J. Crew Group files for bankruptcy amid Covid-19 pandemic

Jessica Paige 4 May 2020 (Last Updated May 4th, 2020 17:35)

American clothing retailer J. Crew, known for its preppy-style range of women’s, men’s and children’s apparel, has filed for bankruptcy.

J. Crew Group files for bankruptcy amid Covid-19 pandemic
According to the most recent Commerce Department report, J.Crew clothing and accessory sales had dropped by 50.5% in March with a downward trajectory. Image: Bargainmoose on Flickr

American clothing retailer J. Crew, known for its preppy-style range of women’s, men’s and children’s apparel, has filed for bankruptcy.

J. Crew Group said that in a statement released today that it had agreed to deleverage its balance sheet with financial sponsors to secure “long-term success” for J. Crew and its subsidiary, Madewell. Under the terms of the agreement, J. Crew’s lenders, including hedge fund Anchorage Capital, will convert around $1.65bn of debt into equity.

The retailer’s parent company Chinos Holdings has filed petitions for relief under Chapter 11 of the US Bankruptcy Code, which permits reorganisation under bankruptcy.

Why did J. Crew fall into bankruptcy?

The Covid-19 coronavirus has delivered a major blow to the retail industry. In the UK, Oasis and Warehouse permanently closed stores last week and Debenhams and Cath Kidston entered into administration last month. However, high-street stores including J.Crew had been struggling with sales even before Covid-19 as a result of changing consumer habits and a shift in the retail landscape.

According to the most recent US Department of Commerce report, J.Crew clothing and accessory sales dropped by 50.5% in March, with a downward trajectory.

The store was also carrying a debt of $1.7bn due to a leveraged buyout in 2011 by private equity firms TPG Capital and Leonard Green & Partners.

Response from J. Crew and its lenders

J. Crew Group CEO Jan Singer said: “This agreement with our lenders represents a critical milestone in the ongoing process to transform our business with the goal of driving long-term, sustainable growth for J.Crew and further enhancing Madewell’s growth momentum.

“Throughout this process, we will continue to provide our customers with the exceptional merchandise and service they expect from us, and we will continue all day-to-day operations, albeit under these extraordinary COVID-19-related circumstances.

“As we look to reopen our stores as quickly and safely as possible, this comprehensive financial restructuring should enable our business and brands to thrive for years to come.”

Anchorage Capital CEO Kevin Ulrich said: “J.Crew and Madewell are two classic American brands with deeply loyal customers. We look forward to supporting Jan, Libby and the management team to recognize their full potential.

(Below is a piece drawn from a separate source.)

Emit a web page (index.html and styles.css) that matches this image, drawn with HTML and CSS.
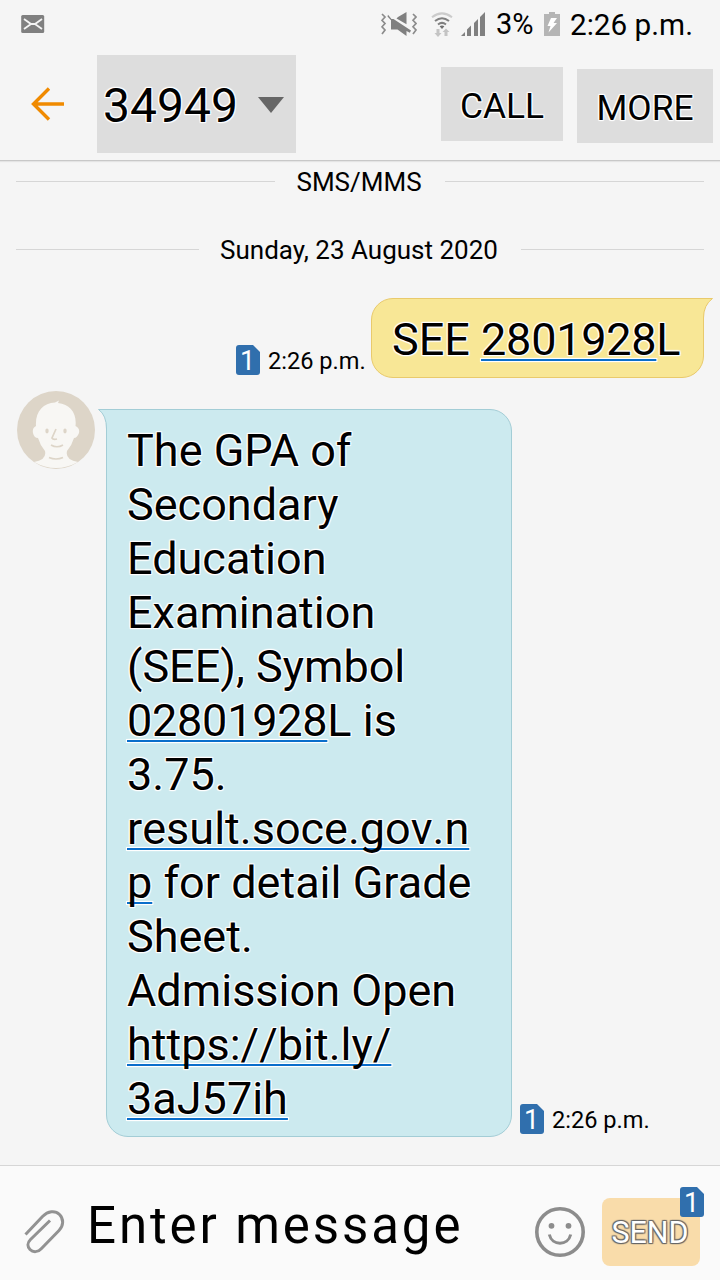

“The significant deleveraging contemplated by this agreement, coupled with J.Crew Group’s strategy to strengthen its robust e-commerce platform to drive continued growth in its direct-to-consumer segment, will position the company for future success.”

The future of J. Crew

Weil, Gotshal & Manges will be serving as J. Crew’s legal counsel, Lazard as investment banker, and AlixPartners as restructuring advisor.

The retailer is still continuing with its e-commerce business, which represents more than 50% of the retailer’s total revenue, and fully expects to re-open after Covid-19 restrictions are lifted.